The data below should be printed in full, exactly, and without any of its images.

======== Information provided

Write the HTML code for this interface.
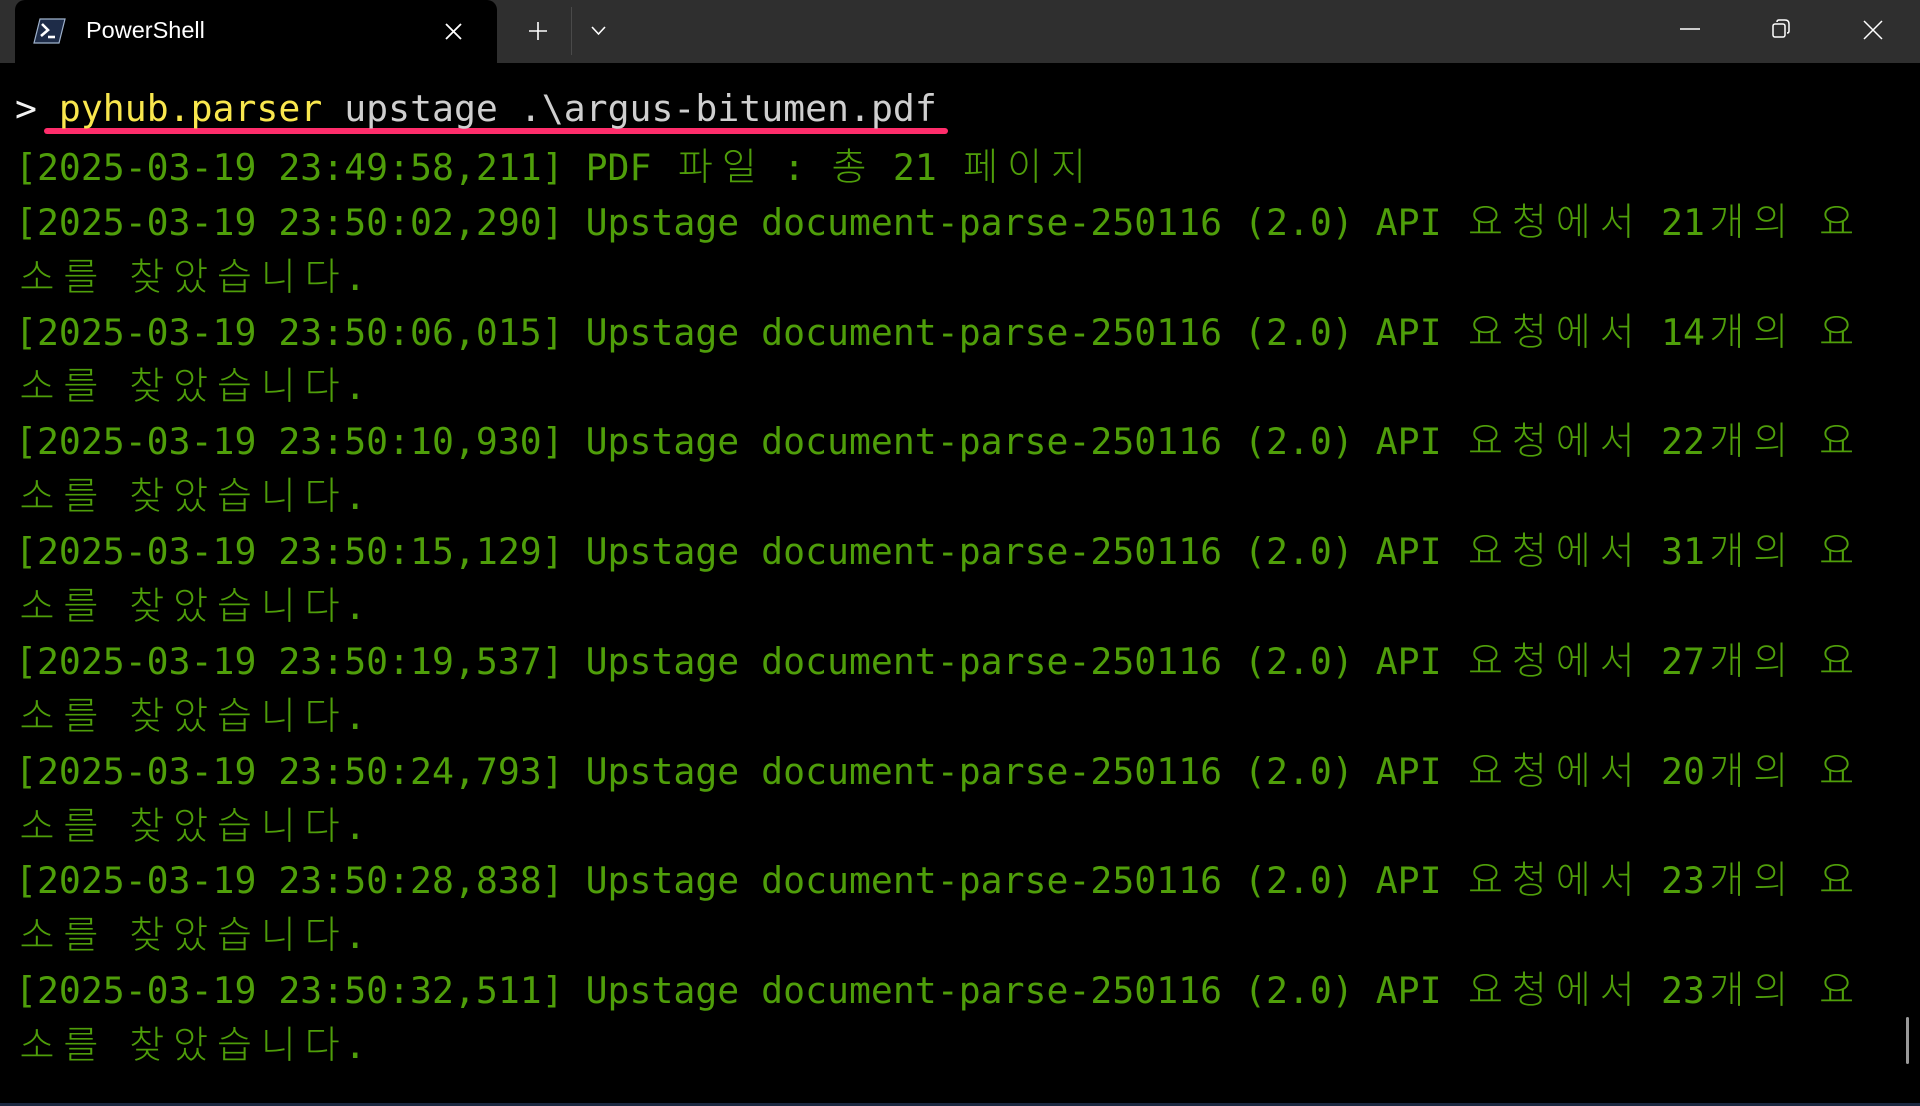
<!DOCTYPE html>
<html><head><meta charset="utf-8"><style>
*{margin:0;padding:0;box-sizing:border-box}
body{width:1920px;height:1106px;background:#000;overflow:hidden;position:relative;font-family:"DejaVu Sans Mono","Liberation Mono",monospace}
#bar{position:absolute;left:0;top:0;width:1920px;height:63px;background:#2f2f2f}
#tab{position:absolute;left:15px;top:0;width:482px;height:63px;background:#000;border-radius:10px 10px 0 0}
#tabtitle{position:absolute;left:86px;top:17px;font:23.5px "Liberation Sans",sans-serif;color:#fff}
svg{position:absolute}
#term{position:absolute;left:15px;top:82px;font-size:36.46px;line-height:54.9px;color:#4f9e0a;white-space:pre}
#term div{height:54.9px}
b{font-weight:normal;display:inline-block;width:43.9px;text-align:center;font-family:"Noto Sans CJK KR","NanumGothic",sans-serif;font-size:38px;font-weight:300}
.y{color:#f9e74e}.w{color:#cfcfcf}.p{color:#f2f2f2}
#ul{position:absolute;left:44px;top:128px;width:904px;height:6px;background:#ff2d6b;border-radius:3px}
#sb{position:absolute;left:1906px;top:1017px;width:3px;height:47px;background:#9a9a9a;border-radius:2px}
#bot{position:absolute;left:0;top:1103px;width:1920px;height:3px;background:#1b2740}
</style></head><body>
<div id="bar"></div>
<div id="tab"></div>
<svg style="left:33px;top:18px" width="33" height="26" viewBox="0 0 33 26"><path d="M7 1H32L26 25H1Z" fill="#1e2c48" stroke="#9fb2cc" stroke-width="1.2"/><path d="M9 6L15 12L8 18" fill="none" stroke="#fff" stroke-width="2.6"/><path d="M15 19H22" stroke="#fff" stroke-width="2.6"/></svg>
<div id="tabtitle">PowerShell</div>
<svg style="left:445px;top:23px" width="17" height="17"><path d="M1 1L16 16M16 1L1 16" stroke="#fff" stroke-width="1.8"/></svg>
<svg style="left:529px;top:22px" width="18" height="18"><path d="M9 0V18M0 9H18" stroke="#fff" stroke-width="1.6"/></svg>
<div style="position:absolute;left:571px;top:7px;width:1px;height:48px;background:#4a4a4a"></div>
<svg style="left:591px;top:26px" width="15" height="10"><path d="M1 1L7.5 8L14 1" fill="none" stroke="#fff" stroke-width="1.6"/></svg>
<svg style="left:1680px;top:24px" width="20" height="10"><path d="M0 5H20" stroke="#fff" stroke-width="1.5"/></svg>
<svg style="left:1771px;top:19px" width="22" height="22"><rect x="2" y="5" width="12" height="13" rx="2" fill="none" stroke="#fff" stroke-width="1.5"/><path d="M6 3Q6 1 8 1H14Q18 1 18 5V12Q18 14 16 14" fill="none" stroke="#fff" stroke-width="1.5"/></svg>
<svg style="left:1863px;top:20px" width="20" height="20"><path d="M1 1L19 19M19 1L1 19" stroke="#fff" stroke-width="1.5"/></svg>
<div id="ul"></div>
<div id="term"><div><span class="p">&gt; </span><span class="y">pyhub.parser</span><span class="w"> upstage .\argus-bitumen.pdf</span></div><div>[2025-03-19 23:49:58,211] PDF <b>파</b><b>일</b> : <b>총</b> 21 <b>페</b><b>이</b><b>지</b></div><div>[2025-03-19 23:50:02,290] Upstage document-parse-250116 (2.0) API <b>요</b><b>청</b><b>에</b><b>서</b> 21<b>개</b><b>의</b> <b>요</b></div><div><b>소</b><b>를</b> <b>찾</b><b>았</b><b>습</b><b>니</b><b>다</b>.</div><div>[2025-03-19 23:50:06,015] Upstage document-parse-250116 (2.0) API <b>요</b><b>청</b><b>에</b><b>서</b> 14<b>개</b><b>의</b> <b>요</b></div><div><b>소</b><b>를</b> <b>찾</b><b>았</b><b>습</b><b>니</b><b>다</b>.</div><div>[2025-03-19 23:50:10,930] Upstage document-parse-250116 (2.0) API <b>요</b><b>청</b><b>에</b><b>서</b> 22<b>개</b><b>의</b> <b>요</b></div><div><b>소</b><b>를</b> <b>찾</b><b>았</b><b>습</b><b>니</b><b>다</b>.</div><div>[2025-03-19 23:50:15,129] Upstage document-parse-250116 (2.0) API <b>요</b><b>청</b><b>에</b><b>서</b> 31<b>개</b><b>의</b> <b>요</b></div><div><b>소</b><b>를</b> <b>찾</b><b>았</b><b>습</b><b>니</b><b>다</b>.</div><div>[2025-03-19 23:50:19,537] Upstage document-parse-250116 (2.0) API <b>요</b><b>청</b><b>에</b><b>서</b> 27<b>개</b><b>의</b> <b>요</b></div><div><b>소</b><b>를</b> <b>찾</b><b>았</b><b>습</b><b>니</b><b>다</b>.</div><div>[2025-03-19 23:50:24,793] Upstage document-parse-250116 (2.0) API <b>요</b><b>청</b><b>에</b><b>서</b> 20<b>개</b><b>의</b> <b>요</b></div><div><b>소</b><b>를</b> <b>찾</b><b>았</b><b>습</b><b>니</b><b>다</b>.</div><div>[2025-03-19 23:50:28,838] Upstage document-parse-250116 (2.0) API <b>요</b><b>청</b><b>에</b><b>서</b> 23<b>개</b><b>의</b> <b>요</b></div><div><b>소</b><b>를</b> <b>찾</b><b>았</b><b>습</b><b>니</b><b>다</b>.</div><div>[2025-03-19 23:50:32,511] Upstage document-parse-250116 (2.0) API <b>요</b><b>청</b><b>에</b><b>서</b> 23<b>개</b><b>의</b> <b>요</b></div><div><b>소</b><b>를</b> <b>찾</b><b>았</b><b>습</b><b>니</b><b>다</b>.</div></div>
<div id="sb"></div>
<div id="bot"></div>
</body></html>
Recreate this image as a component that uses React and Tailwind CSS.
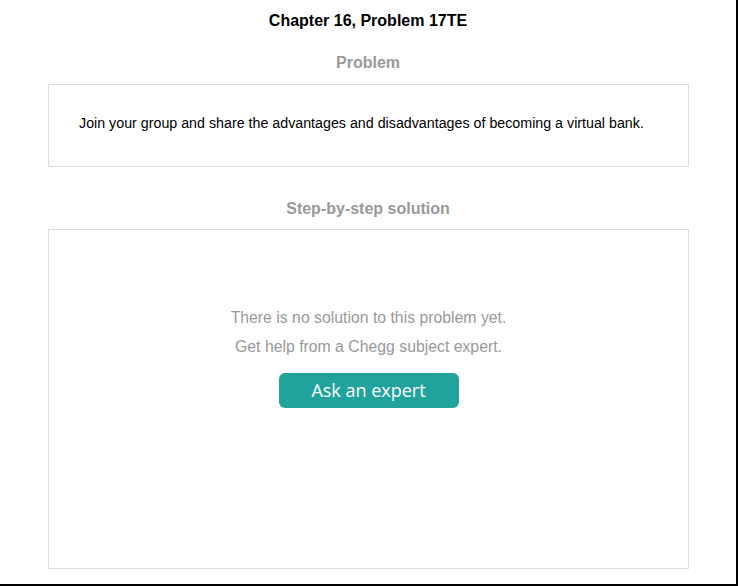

================

**Worked answer**
Write the HTML code for this interface.
<!DOCTYPE html>
<html><head><meta charset="utf-8"><style>
*{margin:0;padding:0;box-sizing:border-box}
body{width:1920px;height:1106px;background:#000;overflow:hidden;position:relative;font-family:"DejaVu Sans Mono","Liberation Mono",monospace}
#bar{position:absolute;left:0;top:0;width:1920px;height:63px;background:#2f2f2f}
#tab{position:absolute;left:15px;top:0;width:482px;height:63px;background:#000;border-radius:10px 10px 0 0}
#tabtitle{position:absolute;left:86px;top:17px;font:23.5px "Liberation Sans",sans-serif;color:#fff}
svg{position:absolute}
#term{position:absolute;left:15px;top:82px;font-size:36.46px;line-height:54.9px;color:#4f9e0a;white-space:pre}
#term div{height:54.9px}
b{font-weight:normal;display:inline-block;width:43.9px;text-align:center;font-family:"Noto Sans CJK KR","NanumGothic",sans-serif;font-size:38px;font-weight:300}
.y{color:#f9e74e}.w{color:#cfcfcf}.p{color:#f2f2f2}
#ul{position:absolute;left:44px;top:128px;width:904px;height:6px;background:#ff2d6b;border-radius:3px}
#sb{position:absolute;left:1906px;top:1017px;width:3px;height:47px;background:#9a9a9a;border-radius:2px}
#bot{position:absolute;left:0;top:1103px;width:1920px;height:3px;background:#1b2740}
</style></head><body>
<div id="bar"></div>
<div id="tab"></div>
<svg style="left:33px;top:18px" width="33" height="26" viewBox="0 0 33 26"><path d="M7 1H32L26 25H1Z" fill="#1e2c48" stroke="#9fb2cc" stroke-width="1.2"/><path d="M9 6L15 12L8 18" fill="none" stroke="#fff" stroke-width="2.6"/><path d="M15 19H22" stroke="#fff" stroke-width="2.6"/></svg>
<div id="tabtitle">PowerShell</div>
<svg style="left:445px;top:23px" width="17" height="17"><path d="M1 1L16 16M16 1L1 16" stroke="#fff" stroke-width="1.8"/></svg>
<svg style="left:529px;top:22px" width="18" height="18"><path d="M9 0V18M0 9H18" stroke="#fff" stroke-width="1.6"/></svg>
<div style="position:absolute;left:571px;top:7px;width:1px;height:48px;background:#4a4a4a"></div>
<svg style="left:591px;top:26px" width="15" height="10"><path d="M1 1L7.5 8L14 1" fill="none" stroke="#fff" stroke-width="1.6"/></svg>
<svg style="left:1680px;top:24px" width="20" height="10"><path d="M0 5H20" stroke="#fff" stroke-width="1.5"/></svg>
<svg style="left:1771px;top:19px" width="22" height="22"><rect x="2" y="5" width="12" height="13" rx="2" fill="none" stroke="#fff" stroke-width="1.5"/><path d="M6 3Q6 1 8 1H14Q18 1 18 5V12Q18 14 16 14" fill="none" stroke="#fff" stroke-width="1.5"/></svg>
<svg style="left:1863px;top:20px" width="20" height="20"><path d="M1 1L19 19M19 1L1 19" stroke="#fff" stroke-width="1.5"/></svg>
<div id="ul"></div>
<div id="term"><div><span class="p">&gt; </span><span class="y">pyhub.parser</span><span class="w"> upstage .\argus-bitumen.pdf</span></div><div>[2025-03-19 23:49:58,211] PDF <b>파</b><b>일</b> : <b>총</b> 21 <b>페</b><b>이</b><b>지</b></div><div>[2025-03-19 23:50:02,290] Upstage document-parse-250116 (2.0) API <b>요</b><b>청</b><b>에</b><b>서</b> 21<b>개</b><b>의</b> <b>요</b></div><div><b>소</b><b>를</b> <b>찾</b><b>았</b><b>습</b><b>니</b><b>다</b>.</div><div>[2025-03-19 23:50:06,015] Upstage document-parse-250116 (2.0) API <b>요</b><b>청</b><b>에</b><b>서</b> 14<b>개</b><b>의</b> <b>요</b></div><div><b>소</b><b>를</b> <b>찾</b><b>았</b><b>습</b><b>니</b><b>다</b>.</div><div>[2025-03-19 23:50:10,930] Upstage document-parse-250116 (2.0) API <b>요</b><b>청</b><b>에</b><b>서</b> 22<b>개</b><b>의</b> <b>요</b></div><div><b>소</b><b>를</b> <b>찾</b><b>았</b><b>습</b><b>니</b><b>다</b>.</div><div>[2025-03-19 23:50:15,129] Upstage document-parse-250116 (2.0) API <b>요</b><b>청</b><b>에</b><b>서</b> 31<b>개</b><b>의</b> <b>요</b></div><div><b>소</b><b>를</b> <b>찾</b><b>았</b><b>습</b><b>니</b><b>다</b>.</div><div>[2025-03-19 23:50:19,537] Upstage document-parse-250116 (2.0) API <b>요</b><b>청</b><b>에</b><b>서</b> 27<b>개</b><b>의</b> <b>요</b></div><div><b>소</b><b>를</b> <b>찾</b><b>았</b><b>습</b><b>니</b><b>다</b>.</div><div>[2025-03-19 23:50:24,793] Upstage document-parse-250116 (2.0) API <b>요</b><b>청</b><b>에</b><b>서</b> 20<b>개</b><b>의</b> <b>요</b></div><div><b>소</b><b>를</b> <b>찾</b><b>았</b><b>습</b><b>니</b><b>다</b>.</div><div>[2025-03-19 23:50:28,838] Upstage document-parse-250116 (2.0) API <b>요</b><b>청</b><b>에</b><b>서</b> 23<b>개</b><b>의</b> <b>요</b></div><div><b>소</b><b>를</b> <b>찾</b><b>았</b><b>습</b><b>니</b><b>다</b>.</div><div>[2025-03-19 23:50:32,511] Upstage document-parse-250116 (2.0) API <b>요</b><b>청</b><b>에</b><b>서</b> 23<b>개</b><b>의</b> <b>요</b></div><div><b>소</b><b>를</b> <b>찾</b><b>았</b><b>습</b><b>니</b><b>다</b>.</div></div>
<div id="sb"></div>
<div id="bot"></div>
</body></html>
Recreate this image as a component that uses React and Tailwind CSS.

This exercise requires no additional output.